In dem Schreiben ist viel von Respekt, Dialog, Offenheit. Konfliktfähigkeit, von einer „Auseinandersetzung auf Augenhöhe“ die Rede. Doch dazu sind die Verfasser nicht in der Lage. Sie bringen kein einziges Argument vor, das Stegemann widerlegt, nur moralisierende Wadenbeißerei. Im Ergebnis unterstützen sie die Forderung der 22 Schauspieler nach einer gesonderten Spielstätte für „Schwarze Künstler:innen und Person of Color“, die sich „aus der Umklammerung einer aus ihrer Sicht toxischen Institution (...) kollektiv befreien“ wollen. 

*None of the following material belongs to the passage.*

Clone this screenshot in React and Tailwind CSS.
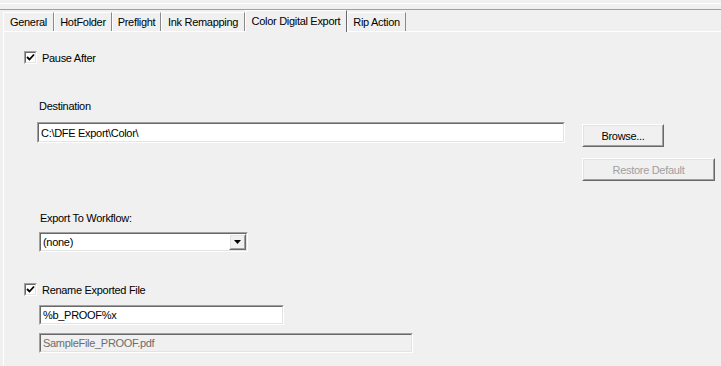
import React from 'react'

function Tab({ label, width, active }) {
  if (active) {
    return (
      <div
        className="relative z-10 -mb-px flex h-[22px] items-center justify-center border-l border-t border-r border-l-white border-t-white border-r-[#696969] bg-[#f0f0f0] pb-[2px]"
        style={{ width }}
      >
        {label}
      </div>
    )
  }
  return (
    <div
      className="flex h-[19px] items-center justify-center border-l border-t border-r border-l-white border-t-white border-r-[#8a8a8a] bg-[#f0f0f0]"
      style={{ width }}
    >
      {label}
    </div>
  )
}

function Checkbox({ label }) {
  return (
    <div className="flex h-[13px] items-center gap-[5px]">
      <div className="h-[13px] w-[13px] border-t border-l border-b border-r border-t-[#a0a0a0] border-l-[#a0a0a0] border-b-white border-r-white">
        <div className="flex h-full w-full items-center justify-center border-t border-l border-b border-r border-t-[#696969] border-l-[#696969] border-b-[#e3e3e3] border-r-[#e3e3e3] bg-white">
          <svg width="9" height="9" viewBox="0 0 9 9">
            <polyline points="1,4 3.5,6.5 8,1.5" fill="none" stroke="#000" strokeWidth="1.8" />
          </svg>
        </div>
      </div>
      <span>{label}</span>
    </div>
  )
}

function Sunken({ className, inner, children }) {
  return (
    <div className={`border-t border-l border-b border-r border-t-[#a0a0a0] border-l-[#a0a0a0] border-b-white border-r-white ${className}`}>
      <div className={`flex h-full w-full items-center border-t border-l border-b border-r border-t-[#696969] border-l-[#696969] border-b-[#e3e3e3] border-r-[#e3e3e3] ${inner}`}>
        {children}
      </div>
    </div>
  )
}

function Button({ className, disabled, children }) {
  return (
    <div className={`border-t border-l border-b border-r border-t-white border-l-white border-b-[#696969] border-r-[#696969] ${className}`}>
      <div
        className={`flex h-full w-full items-center justify-center border-t border-l border-b border-r border-t-[#e3e3e3] border-l-[#e3e3e3] border-b-[#a0a0a0] border-r-[#a0a0a0] bg-[#f0f0f0] ${
          disabled ? 'text-[#a0a0a0]' : 'text-black'
        }`}
      >
        {children}
      </div>
    </div>
  )
}

export default function App() {
  return (
    <div className="flex h-[366px] w-[721px] flex-col overflow-hidden bg-[#f0f0f0] font-['Liberation_Sans',Arial,sans-serif] text-[11px] leading-[12px] tracking-[-0.3px] text-black">
      <div className="h-[3px]" />
      <div className="h-px bg-white" />
      <div className="h-[5px]" />
      <div className="h-px bg-[#a0a0a0]" />

      <div className="flex h-[21px] items-end pl-[3px]">
        <Tab label="General" width={51} />
        <Tab label="HotFolder" width={58} />
        <Tab label="Preflight" width={49} />
        <Tab label="Ink Remapping" width={84} />
        <Tab label="Color Digital Export" width={102} active />
        <Tab label="Rip Action" width={59} />
      </div>

      <div className="ml-[3px] flex-1 border-l border-t border-white pl-[20px] pt-[19px]">
        <Checkbox label="Pause After" />

        <div className="ml-[15px] mt-[36px] h-[12px]">Destination</div>
        <div className="mt-[10px] flex items-start">
          <Sunken className="ml-[13px] h-[21px] w-[528px]" inner="bg-white pl-[2px]">
            C:\DFE Export\Color\
          </Sunken>
          <div className="ml-[17px] mt-[2px] flex flex-col gap-[11px]">
            <Button className="h-[23px] w-[82px]">Browse...</Button>
            <Button className="h-[23px] w-[133px]" disabled>
              Restore Default
            </Button>
          </div>
        </div>

        <div className="ml-[16px] mt-[31px] h-[12px]">Export To Workflow:</div>
        <Sunken className="ml-[15px] mt-[8px] h-[20px] w-[209px]" inner="bg-white pl-[2px]">
          <span className="flex-1">(none)</span>
          <Button className="h-full w-[17px]">
            <svg width="7" height="4" viewBox="0 0 7 4">
              <polygon points="0,0 7,0 3.5,4" fill="#000" />
            </svg>
          </Button>
        </Sunken>

        <div className="mt-[31px]">
          <Checkbox label="Rename Exported File" />
        </div>
        <Sunken className="ml-[15px] mt-[9px] h-[20px] w-[245px]" inner="bg-white pl-[2px]">
          %b_PROOF%x
        </Sunken>
        <Sunken className="ml-[15px] mt-[8px] h-[20px] w-[374px]" inner="bg-[#f0f0f0] pl-[2px] text-[#6d6d6d]">
          SampleFile_PROOF.pdf
        </Sunken>
      </div>
    </div>
  )
}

Man kann es auch so sehen: Sie fühlen sich den Anforderungen, die das Theater an sie stellt, nicht gewachsen und verlangen einen Schonraum. Und natürlich geht es um Geld, um Planstellen, um feste Engagements. Dafür aufkommen müßte der „alte weiße Mann“, um hinterher das Rassismus-Lamento über sich ergehen zu lassen. Auch dafür haben die Unterzeichner eine passende Begründung: „Wir sind die Erben einer Geschichte, und dieser Geschichte müssen sich die weißen Menschen unter uns stellen.“ Nun, dieses Erbe ist plural und reichhaltig. Der Imperativ, die Quantität über die Qualität obsiegen zu lassen, läßt sich daraus nicht ableiten.

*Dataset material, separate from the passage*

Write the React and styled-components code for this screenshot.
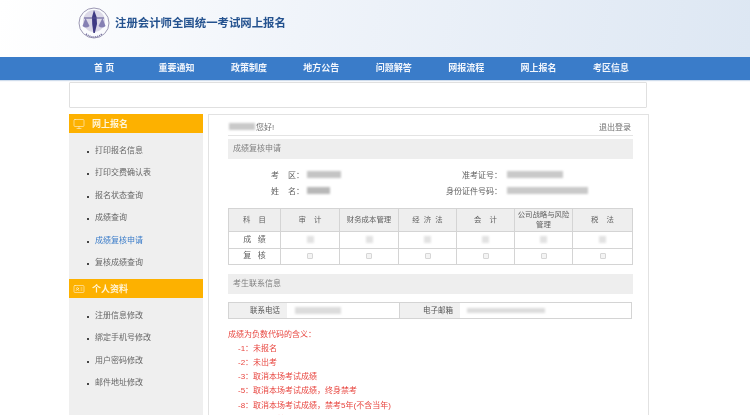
import styled, { createGlobalStyle } from 'styled-components';
import { Monitor, IdCard } from 'lucide-react';

const FONT = '"Liberation Sans", "Noto Sans CJK SC", sans-serif';

const GlobalStyle = createGlobalStyle`
	html, body {
		margin: 0;
		padding: 0;
		height: 415px;
		overflow: hidden;
		background: #fff;
		font-family: ${FONT};
	}
`;

const Page = styled.div`
	width: 750px;
	height: 415px;
	overflow: hidden;
	filter: blur(0.5px);
`;

const Banner = styled.header`
	height: 57px;
	box-sizing: border-box;
	padding: 7px 0 0 78px;
	display: flex;
	align-items: flex-start;
	gap: 4px;
	background: linear-gradient(100deg, #ffffff 0%, #f0f4fa 40%, #dde7f3 100%);
`;

const SiteTitle = styled.h1`
	margin: 9px 0 0;
	font-size: 11.4px;
	line-height: 15px;
	font-weight: 700;
	color: #24528f;
`;

const Nav = styled.nav`
	height: 23px;
	padding-left: 68px;
	display: grid;
	grid-template-columns: repeat(8, 72.4px);
	background: #3a7cc9;
	box-shadow: 0 1px 1px #cfdcec;
`;

const NavItem = styled.a`
	font-family: "Liberation Serif", "Noto Sans CJK SC", serif;
	font-size: 9px;
	font-weight: 700;
	line-height: 23px;
	text-align: center;
	color: #f2f6fc;
`;

const Notice = styled.div`
	box-sizing: border-box;
	width: 578px;
	height: 26px;
	margin: 2px 0 6px 69px;
	background: #fff;
	border: 1px solid #e0e0e0;
	border-radius: 1px;
`;

const Columns = styled.div`
	display: flex;
	gap: 5px;
	margin-left: 69px;
	width: 578px;
	height: 301px;
`;

const Sidebar = styled.aside`
	width: 134px;
	flex: none;
	background: #efefef;
`;

const SideHead = styled.div`
	height: 19px;
	padding-left: 4px;
	display: flex;
	align-items: center;
	gap: 7px;
	background: #fdb100;
	color: #fff4d6;
	font-size: 9px;
	font-weight: 700;
`;

const SideList = styled.ul`
	list-style: none;
	margin: 0;
	padding: 7px 0 4.6px 26px;
`;

const SideItem = styled.li`
	position: relative;
	font-size: 8px;
	line-height: 22.4px;
	color: ${({ $active }) => ($active ? '#3a7cc9' : '#666')};

	&::before {
		content: '';
		position: absolute;
		left: -8px;
		top: 11px;
		width: 2px;
		height: 2px;
		background: #444;
	}
`;

const Panel = styled.main`
	flex: 1;
	box-sizing: border-box;
	padding: 0 15px 0 19px;
	border: 1px solid #e2e2e2;
	border-bottom: none;
	font-size: 8px;
	color: #707070;
`;

const TopBar = styled.div`
	height: 21px;
	display: flex;
	align-items: center;
	justify-content: space-between;
	padding: 3px 2px 0 1px;
	box-sizing: border-box;
	border-bottom: 1px solid #e4e4e4;
`;

const Greeting = styled.span`
	display: flex;
	align-items: center;
	gap: 1px;
`;

const Redacted = styled.span`
	display: inline-block;
	width: ${({ $w }) => $w}px;
	height: ${({ $h }) => $h || 7}px;
	background: ${({ $c }) => $c || '#c9c9c9'};
	filter: blur(1.3px);
`;

const SectionHead = styled.div`
	height: 19.5px;
	margin-top: 3px;
	padding-left: 5px;
	line-height: 19.5px;
	background: #eeeeee;
	color: #808080;
`;

const InfoGrid = styled.div`
	display: grid;
	grid-template-columns: 74px 126px 62px 1fr;
	column-gap: 5px;
	grid-auto-rows: 16px;
	align-items: center;
	padding-top: 7.5px;
	height: 49.5px;
	box-sizing: border-box;
`;

const InfoLabel = styled.span`
	margin-right: -2px;
	text-align: right;
	white-space: pre;
	color: #606060;
`;

const InfoValue = styled.span`
	display: flex;
	align-items: center;
	padding-left: ${({ $pad }) => $pad || 0}px;
`;

const ScoreTable = styled.table`
	width: 404px;
	table-layout: fixed;
	border-collapse: collapse;
	color: #606060;
`;

const HeadCell = styled.th`
	height: 22px;
	padding: 0;
	font-size: 7.4px;
	font-weight: 400;
	line-height: 10px;
	text-align: center;
	white-space: pre-wrap;
	background: #eeeeee;
	border: 1px solid #d4d4d4;
`;

const Cell = styled.td`
	height: 15.5px;
	padding: 0;
	text-align: center;
	white-space: pre;
	background: #fff;
	border: 1px solid #d4d4d4;
	font-size: ${({ $label }) => ($label ? 8 : 0)}px;
	line-height: ${({ $label }) => ($label ? '10px' : 0)};
`;

const Check = styled.span`
	display: inline-block;
	box-sizing: border-box;
	width: 6px;
	height: 6px;
	border: 1px solid #d6d6d6;
	border-radius: 1px;
	background: #f4f4f4;
`;

const ContactHead = styled(SectionHead)`
	margin-top: 9px;
`;

const ContactRow = styled.div`
	display: grid;
	grid-template-columns: 58px 112px 61px 1fr;
	height: 15px;
	margin-top: 8px;
	border: 1px solid #d4d4d4;
	width: 402px;
`;

const ContactLabel = styled.div`
	padding-right: 7px;
	font-size: 7.5px;
	line-height: 15px;
	text-align: right;
	background: #f0f0f0;
	color: #555;
	border-left: ${({ $divided }) => ($divided ? '1px solid #d4d4d4' : 'none')};
`;

const ContactValue = styled.div`
	display: flex;
	align-items: center;
	padding-left: ${({ $pad }) => $pad}px;
`;

const Notes = styled.div`
	margin-top: 9px;
	color: #e8453f;
	line-height: 14.2px;
`;

const NoteLine = styled.div`
	padding-left: ${({ $indent }) => ($indent ? 10 : 0)}px;
	white-space: pre;
`;

function Logo() {
	return (
		<svg width="33" height="33" viewBox="0 0 33 33" fill="none">
			<circle cx="16" cy="16" r="15" stroke="#9d99b4" strokeWidth="1" />
			<circle cx="16" cy="14" r="11" fill="#dcd9e8" />
			<path d="M16 3 L18.6 10 L19 17 L16.8 26 L15.4 26 L14.2 17 L14 10 Z" fill="#3f3a83" />
			<path d="M6 11 H26" stroke="#57518f" strokeWidth="1" />
			<path d="M7.5 11 L4.5 19 Q8 22 11.5 19 Z M24.5 11 L20.5 19 Q24 22 27.5 19 Z" fill="#8580b3" />
			<path d="M8 27 Q16 33 24 27" stroke="#6d6799" strokeWidth="1.6" strokeDasharray="1 1" />
		</svg>
	);
}

const NAV_ITEMS = ['首 页', '重要通知', '政策制度', '地方公告', '问题解答', '网报流程', '网上报名', '考区信息'];
const EXAM_ITEMS = ['打印报名信息', '打印交费确认表', '报名状态查询', '成绩查询', '成绩复核申请', '复核成绩查询'];
const PROFILE_ITEMS = ['注册信息修改', '绑定手机号修改', '用户密码修改', '邮件地址修改'];
const SUBJECTS = ['审    计', '财务成本管理', '经  济  法', '会    计', '公司战略与风险 管理', '税    法'];
const COL_WIDTHS = [52, 59, 59, 58, 58, 58, 60];
const NOTES = ['-1：未报名', '-2：未出考', '-3：取消本场考试成绩', '-5：取消本场考试成绩，终身禁考', '-8：取消本场考试成绩，禁考5年(不含当年)', '-9：成绩无效'];

export default function App() {
	return (
		<Page>
			<GlobalStyle />
			<Banner>
				<Logo />
				<SiteTitle>注册会计师全国统一考试网上报名</SiteTitle>
			</Banner>
			<Nav>
				{NAV_ITEMS.map((item) => <NavItem key={item}>{item}</NavItem>)}
			</Nav>
			<Notice />
			<Columns>
				<Sidebar>
					<SideHead><Monitor size={12} strokeWidth={1.2} />网上报名</SideHead>
					<SideList>
						{EXAM_ITEMS.map((item) => (
							<SideItem key={item} $active={item === '成绩复核申请'}>{item}</SideItem>
						))}
					</SideList>
					<SideHead><IdCard size={12} strokeWidth={1.2} />个人资料</SideHead>
					<SideList>
						{PROFILE_ITEMS.map((item) => <SideItem key={item}>{item}</SideItem>)}
					</SideList>
				</Sidebar>
				<Panel>
					<TopBar>
						<Greeting><Redacted $w={26} />您好!</Greeting>
						<span>退出登录</span>
					</TopBar>
					<SectionHead>成绩复核申请</SectionHead>
					<InfoGrid>
						<InfoLabel>考    区：</InfoLabel>
						<InfoValue><Redacted $w={34} $c="#c4c4c4" /></InfoValue>
						<InfoLabel>准考证号：</InfoLabel>
						<InfoValue $pad={2}><Redacted $w={56} /></InfoValue>
						<InfoLabel>姓    名：</InfoLabel>
						<InfoValue><Redacted $w={23} $c="#b8b8b8" /></InfoValue>
						<InfoLabel>身份证件号码：</InfoLabel>
						<InfoValue $pad={2}><Redacted $w={81} /></InfoValue>
					</InfoGrid>
					<ScoreTable>
						<colgroup>
							{COL_WIDTHS.map((w, i) => <col key={i} width={w} />)}
						</colgroup>
						<thead>
							<tr>
								<HeadCell>科    目</HeadCell>
								{SUBJECTS.map((s) => <HeadCell key={s}>{s}</HeadCell>)}
							</tr>
						</thead>
						<tbody>
							<tr>
								<Cell $label>成   绩</Cell>
								{SUBJECTS.map((s) => <Cell key={s}><Redacted $w={7} $h={7} $c="#e2e2e2" /></Cell>)}
							</tr>
							<tr>
								<Cell $label>复   核</Cell>
								{SUBJECTS.map((s) => <Cell key={s}><Check /></Cell>)}
							</tr>
						</tbody>
					</ScoreTable>
					<ContactHead>考生联系信息</ContactHead>
					<ContactRow>
						<ContactLabel>联系电话</ContactLabel>
						<ContactValue $pad={8}><Redacted $w={46} $c="#dcdcdc" /></ContactValue>
						<ContactLabel $divided>电子邮箱</ContactLabel>
						<ContactValue $pad={7}><Redacted $w={78} $h={5} $c="#dcdcdc" /></ContactValue>
					</ContactRow>
					<Notes>
						<NoteLine>成绩为负数代码的含义：</NoteLine>
						{NOTES.map((n) => <NoteLine key={n} $indent>{n}</NoteLine>)}
					</Notes>
				</Panel>
			</Columns>
		</Page>
	);
}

Es kommt noch schlimmer. Armin Petras hat Ron Iyamu in einer Mail „in aller Umfänglichkeit“ um Entschuldigung gebeten, weil er seinen „Leidensdruck als Schwarzer Deutscher in dieser Gesellschaft nicht verringert, sondern vergrößert hat“. Die Arbeit am Büchner-Drama sei doch darauf angelegt gewesen, „deinem ureigenen Anliegen, dem Rassismus in historischer und heutiger Gestalt entgegenzutreten“, eine künstlerische Form zu verleihen. „Zur Generalprobe war ich stolz auf unseren Weg. Von diesem Stolz ist nun in der Tat nicht mehr viel übrig.“

Petras ist zu der Auffassung gelangt, daß es „heute nicht mehr (reicht), nur kein Rassist zu sein, es geht darum, sich antirassistisch zu verhalten und das so auch permanent zu kommunizieren. Mit Worten, Gesten, Bildern, eigenem Verhalten und zwar egal wo, genauso in der Umkleide wie am Kaffeeautomaten oder auf der Probe. In diesem Lernprozeß befinde ich mich zur Zeit.“

Unschwer sind hier Geist und Buchstabe der stalinistischen Selbstkritik zu erkennen. Ist sie ironisch gemeint? Oder handelt es sich um die Zuckungen eines gebrochenen Menschen? Jedenfalls überfällt den Leser neben dem Fremdschämen ein Frösteln.

Hier spielt sich auch eine Künstlertragödie unserer Zeit ab: Da ist man immer links, immer auf der Seite des Fortschritts marschiert, um jetzt von der Kulturrevolution, die man angestoßen hat, gefressen zu werden.

In Heiner Müllers „Auftrag“ sagt der Schwarze zum Weißen: „Das Theater der weißen Revolution ist zu Ende. Wir verurteilen dich zum Tode (…). Weil deine Haut weiß ist. Weil deine Gedanken weiß sind unter der weißen Haut ... Noch dein Harn und deine Scheiße sind Ausbeutung und Sklaverei. Von deinem Samen nicht zu reden … Jetzt gehört dir nichts mehr. Jetzt bist du nichts. Jetzt kannst du sterben. Grabt ihn ein.“ Muß der Weiße das Urteil klaglos annehmen? Wo ist das Theater, das die Frage behandelt – und das Antwort gibt?